Productivity | 7 min

Operational Excellence: Your Blueprint for Law Firm Efficiency and Growth

August 13, 2025

Operational Excellence

By Christy A. Schmidt, Esq.

Attorneys know how to navigate precedent and craft arguments. Among others, the challenges we face can include client and market demands, pressure to remain competitive in fees and services, and overworked legal staff demanding better working conditions and increased benefits.

Consider your typical work week. You likely spend a significant amount of time planning, budgeting, networking, volunteering and building community connections, marketing, drafting blogs, managing the staff, producing invoices, chasing payment, attending CLE courses, and fixing the copy machine!

Beyond legal practice management, you need time to live your life—eat well, sleep, play a round of golf or pickleball, have a spa day, or attend your kid's baseball games. To find this balance, operating a well-run law office is imperative. You need sensible policies and effective procedures.

Let’s explore the importance of law firm efficiency for your bottom line, your career satisfaction, and the mental health of you and your team.

Case Study:

A year into my solo practice—despite hiring an office manager and a paralegal—I was working “eight days a week.” Plenty of clients were pouring in, yet my team and I were perpetually cranky and under pressure. Every case was a “trial.” (Pun intended.)

I was mirroring the processes I had learned at my previous firm. So, why now was everything so hard and exhausting? Perhaps what I was mirroring was the reason 62% of attorneys find tracking progress and outcomes lacking or inefficient.

I pressed pause and took a long, hard look at how I was running my business.

That’s when I discovered operational excellence.

Let me share how implementing operational excellence secured steady growth, maximized efficiency, and delivered measurable results for my firm.

What Is Operational Excellence?

Operational excellence is a business efficiency model focused on systematically improving processes, optimizing resource utilization, and fostering a culture of continuous improvement. Ultimately, this model is about delivering optimal value to your clients while minimizing waste and reducing costs.

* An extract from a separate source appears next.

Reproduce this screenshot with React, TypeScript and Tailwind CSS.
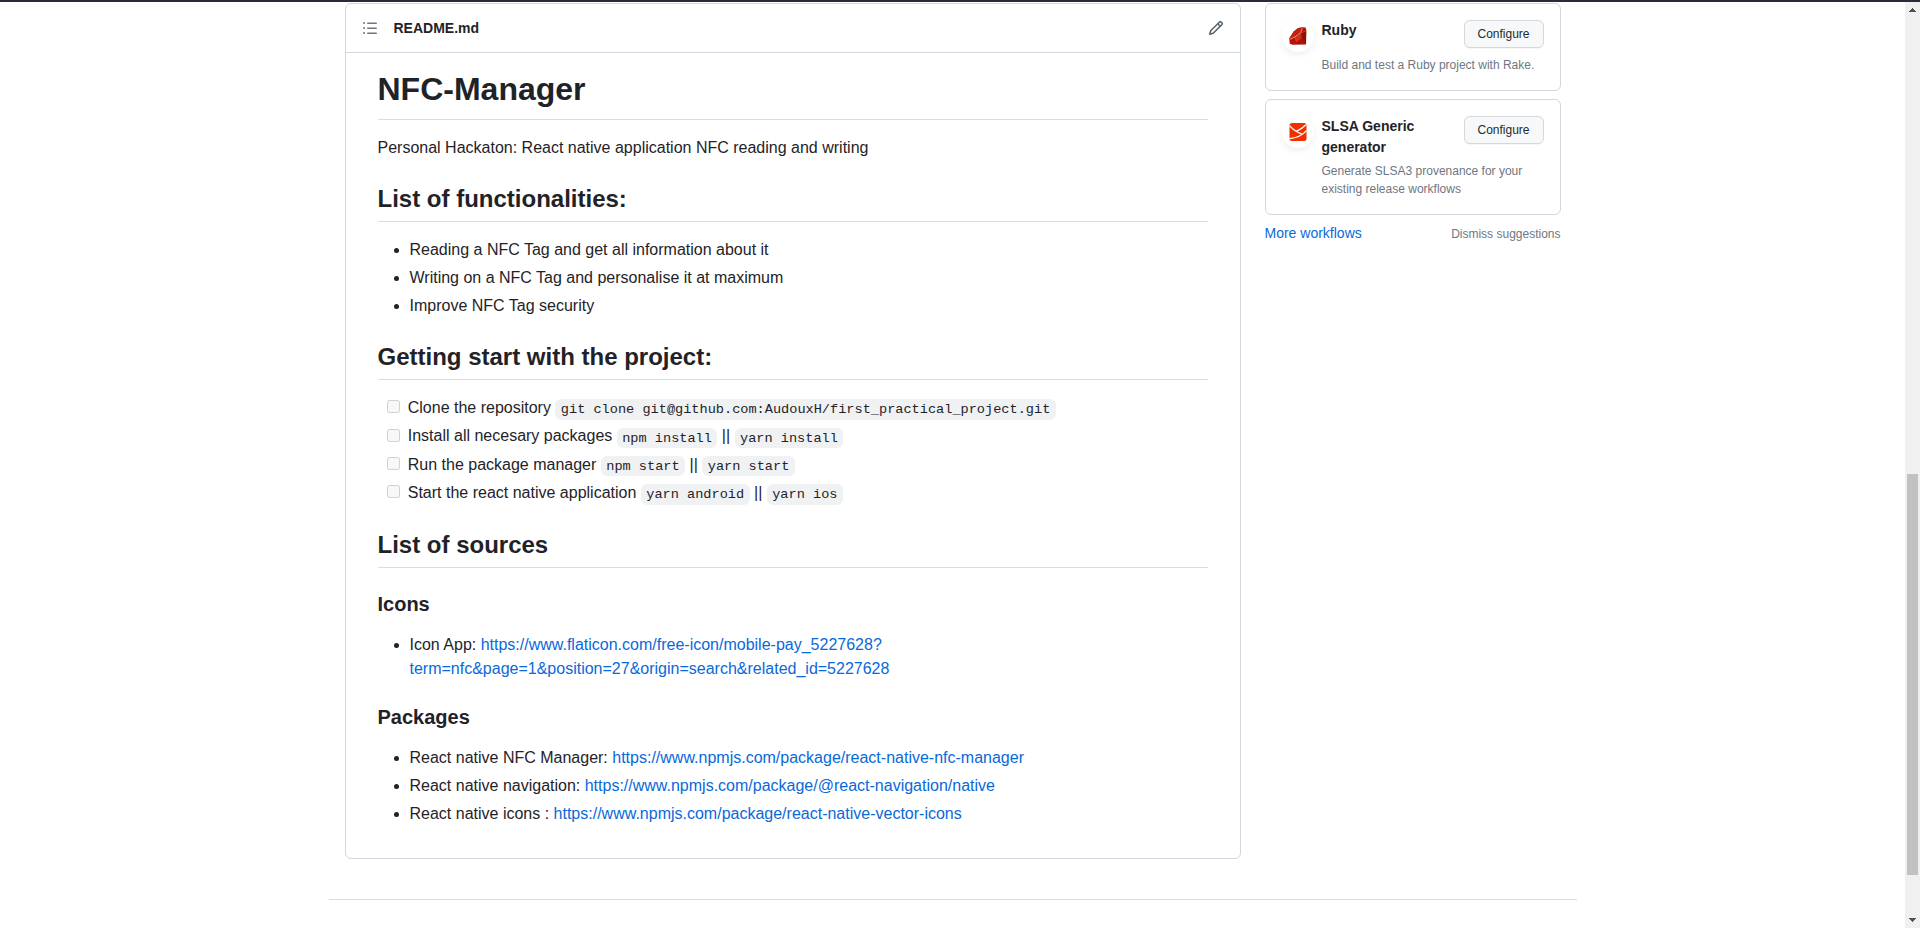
import type { ReactNode } from "react";

function ListIcon() {
  return (
    <svg width="16" height="16" viewBox="0 0 16 16" className="fill-[#6e7781]">
      <path d="M2 4a1 1 0 100-2 1 1 0 000 2zm3.75-1.5a.75.75 0 000 1.5h8.5a.75.75 0 000-1.5h-8.5zm0 5a.75.75 0 000 1.5h8.5a.75.75 0 000-1.5h-8.5zm0 5a.75.75 0 000 1.5h8.5a.75.75 0 000-1.5h-8.5zM3 8a1 1 0 11-2 0 1 1 0 012 0zm-1 6a1 1 0 100-2 1 1 0 000 2z" />
    </svg>
  );
}

function PencilIcon() {
  return (
    <svg width="16" height="16" viewBox="0 0 16 16" className="fill-[#57606a]">
      <path d="M11.013 1.427a1.75 1.75 0 012.474 0l1.086 1.086a1.75 1.75 0 010 2.474l-8.61 8.61c-.21.21-.47.364-.756.445l-3.251.93a.75.75 0 01-.927-.928l.929-3.25a1.75 1.75 0 01.445-.758l8.61-8.61zm1.414 1.06a.25.25 0 00-.354 0L10.811 3.75l1.439 1.44 1.263-1.263a.25.25 0 000-.354l-1.086-1.086zM11.189 6.25L9.75 4.81l-6.286 6.287a.25.25 0 00-.064.108l-.558 1.953 1.953-.558a.249.249 0 00.108-.064l6.286-6.286z" />
    </svg>
  );
}

function RubyIcon() {
  return (
    <svg width="18" height="18" viewBox="0 0 18 18">
      <path d="M13.6.3 16.6.6 17.3 3 17 17.4 3.5 17.8.8 16.8.2 11.5 4.6 4.6 9 .9Z" fill="#b01608" />
      <path d="M.4 11.5 5 4.5 9.5 1 13 .6 11.5 5.5 6 9.8 2 12Z" fill="#c4200f" />
      <path d="M12 6 17.2 3.4 17 17 13 11Z" fill="#8f1006" />
      <path d="M6 10 12 6 12.8 11.2 7.6 15Z" fill="#d92c18" />
      <path d="M13.4 11.2 16.8 16.8 7.6 15.6Z" fill="#a5140a" />
      <path d="M1 12.4 6 9.9 11.6 5.8 13.3 1.2" fill="none" stroke="#ec9a8c" strokeWidth=".9" />
      <path d="M6 10 7.4 14.8M11.7 6 16.8 4" fill="none" stroke="#d9614f" strokeWidth=".6" />
    </svg>
  );
}

function SlsaIcon() {
  return (
    <svg width="18" height="18" viewBox="0 0 18 18">
      <rect x=".5" width="17" height="18" rx="2.5" fill="#f03000" />
      <path d="M.5 2.6C3.8 6.4 7.8 9.2 12.6 10.8M17 1.8C14 4.8 11 6.8 7.2 8.4M17.5 7.6C13.2 12.4 7.6 15 .5 15.6" fill="none" stroke="#fff" strokeWidth="1.3" />
    </svg>
  );
}

function Heading2({ children }: { children: ReactNode }) {
  return (
    <h2 className="mt-6 mb-4 border-b border-[#d8dee4] pb-[7.2px] text-[24px] leading-[30px] font-bold">
      {children}
    </h2>
  );
}

function Heading3({ children }: { children: ReactNode }) {
  return <h3 className="mt-6 mb-4 text-[20px] leading-[25px] font-bold">{children}</h3>;
}

function Bullets({ children }: { children: ReactNode }) {
  return <ul className="list-disc space-y-1 pl-8">{children}</ul>;
}

function Link({ children }: { children: ReactNode }) {
  return <a className="text-[#0969da]">{children}</a>;
}

function Code({ children }: { children: ReactNode }) {
  return (
    <code className="rounded-md bg-[#afb8c133] px-[5.44px] py-[2.72px] font-['Liberation_Mono',monospace] text-[13.6px] whitespace-break-spaces">
      {children}
    </code>
  );
}

function Task({ label, commands }: { label: string; commands: string[] }) {
  return (
    <li>
      <input type="checkbox" disabled className="mr-[3.2px] mb-1 ml-[-22.4px] h-[13px] w-[13px] align-middle" /> {label}{" "}
      <Code>{commands[0]}</Code>
      {commands[1] && (
        <>
          {" || "}
          <Code>{commands[1]}</Code>
        </>
      )}
    </li>
  );
}

function WorkflowCard({ icon, title, text }: { icon: ReactNode; title: string; text: string }) {
  return (
    <div className="mb-2 flex items-start gap-2 rounded-md border border-[#d0d7de] p-4">
      <div className="flex h-8 w-8 shrink-0 items-center justify-center rounded-full bg-white shadow-[0_3px_6px_rgba(140,149,159,0.15)]">
        {icon}
      </div>
      <div className="flex-1">
        <div className="flex items-start justify-between">
          <h4 className="w-[120px] text-[14px] leading-[21px] font-bold">{title}</h4>
          <button className="mb-1 h-7 w-20 rounded-md border border-[#d5d8da] bg-[#f6f8fa] text-[12px] leading-5 font-medium text-[#24292f] shadow-[0_1px_0_rgba(31,35,40,0.04)]">
            Configure
          </button>
        </div>
        <p className="mt-1 text-[12px] leading-[18px] text-[#6e7781]">{text}</p>
      </div>
    </div>
  );
}

export default function App() {
  return (
    <div className="flex h-[928px] w-full flex-col overflow-hidden bg-white font-['Liberation_Sans',Arial,sans-serif] text-[#1f2328]">
      <div className="h-[2px] shrink-0 bg-[#2b2a3d]" />
      <div className="flex min-h-0 flex-1">
        <div className="flex-1">
          <div className="mx-auto w-[1280px] px-8 pt-px">
            <div className="flex items-start gap-6">
              <main className="w-[896px] rounded-md border border-[#d0d7de]">
                <div className="flex h-[49px] items-center border-b border-[#d0d7de] px-4">
                  <ListIcon />
                  <h2 className="ml-4 flex-1 text-[14px] leading-[21px] font-bold">README.md</h2>
                  <PencilIcon />
                </div>
                <article className="px-8 pt-[15.95px] pb-8 text-[16px] leading-[1.5]">
                  <h1 className="mb-4 border-b border-[#d8dee4] pb-[9.6px] text-[32px] leading-10 font-bold">
                    NFC-Manager
                  </h1>
                  <p>Personal Hackaton: React native application NFC reading and writing</p>
                  <Heading2>List of functionalities:</Heading2>
                  <Bullets>
                    <li>Reading a NFC Tag and get all information about it</li>
                    <li>Writing on a NFC Tag and personalise it at maximum</li>
                    <li>Improve NFC Tag security</li>
                  </Bullets>
                  <Heading2>Getting start with the project:</Heading2>
                  <ul className="space-y-1 pb-[0.2px] pl-8">
                    <Task
                      label="Clone the repository"
                      commands={["git clone git@github.com:AudouxH/first_practical_project.git"]}
                    />
                    <Task label="Install all necesary packages" commands={["npm install", "yarn install"]} />
                    <Task label="Run the package manager" commands={["npm start", "yarn start"]} />
                    <Task label="Start the react native application" commands={["yarn android", "yarn ios"]} />
                  </ul>
                  <Heading2>List of sources</Heading2>
                  <Heading3>Icons</Heading3>
                  <Bullets>
                    <li>
                      Icon App:{" "}
                      <Link>
                        https://www.flaticon.com/free-icon/mobile-pay_5227628?
                        <br />
                        term=nfc&amp;page=1&amp;position=27&amp;origin=search&amp;related_id=5227628
                      </Link>
                    </li>
                  </Bullets>
                  <Heading3>Packages</Heading3>
                  <Bullets>
                    <li>
                      React native NFC Manager: <Link>https://www.npmjs.com/package/react-native-nfc-manager</Link>
                    </li>
                    <li>
                      React native navigation: <Link>https://www.npmjs.com/package/@react-navigation/native</Link>
                    </li>
                    <li>
                      React native icons : <Link>https://www.npmjs.com/package/react-native-vector-icons</Link>
                    </li>
                  </Bullets>
                </article>
              </main>
              <aside className="w-[296px]">
                <WorkflowCard icon={<RubyIcon />} title="Ruby" text="Build and test a Ruby project with Rake." />
                <WorkflowCard
                  icon={<SlsaIcon />}
                  title="SLSA Generic generator"
                  text="Generate SLSA3 provenance for your existing release workflows"
                />
                <div className="flex items-center justify-between">
                  <a className="text-[14px] leading-[21px] text-[#0969da]">More workflows</a>
                  <button className="pt-px text-[12px] leading-[18px] text-[#6e7781]">Dismiss suggestions</button>
                </div>
              </aside>
            </div>
          </div>
          <footer className="mx-auto mt-10 w-[1248px] border-t border-[#d8dee4]" />
        </div>
        <div className="flex w-[15px] shrink-0 flex-col items-center justify-between bg-[#f0f0f0]">
          <svg width="15" height="15" viewBox="0 0 15 15" className="fill-[#505050]">
            <path d="M7 6h1v1h1v1h1v1h1v1H4V9h1V8h1V7h1z" />
          </svg>
          <div className="mt-[457px] mb-auto h-[401px] w-[11px] bg-[#c1c1c1]" />
          <svg width="15" height="15" viewBox="0 0 15 15" className="fill-[#505050]">
            <path d="M4 5h7v1h-1v1H9v1H8v1H7V8H6V7H5V6H4z" />
          </svg>
        </div>
      </div>
    </div>
  );
}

Efficiency is not about doing less, rushing through tasks, or setting pre-deadlines. It’s about proactively adding smart systems and procedures to eliminate friction and add value to every action.

Who has time for all this planning? You do. With just a few hours of initial planning and a small monthly commitment, your firm can lay the groundwork for operational excellence, meaningful efficiency gains, and a strong return on investment—better work-life balance, higher job satisfaction, exceptional client service, stress-free deadlines, and an end to those “eight-day” workweeks.

The Pillars of Operational Excellence for Law Firms

1. Mission-Focused Effort

Avoid oversimplifying the definition of outcomes as “superior client service.” Calling the client back, meeting deadlines, honoring attorney-client privilege, and not using trust money on a new office rug are inherent ethical mandates. Both profit and reputation are essential to your business’ existence.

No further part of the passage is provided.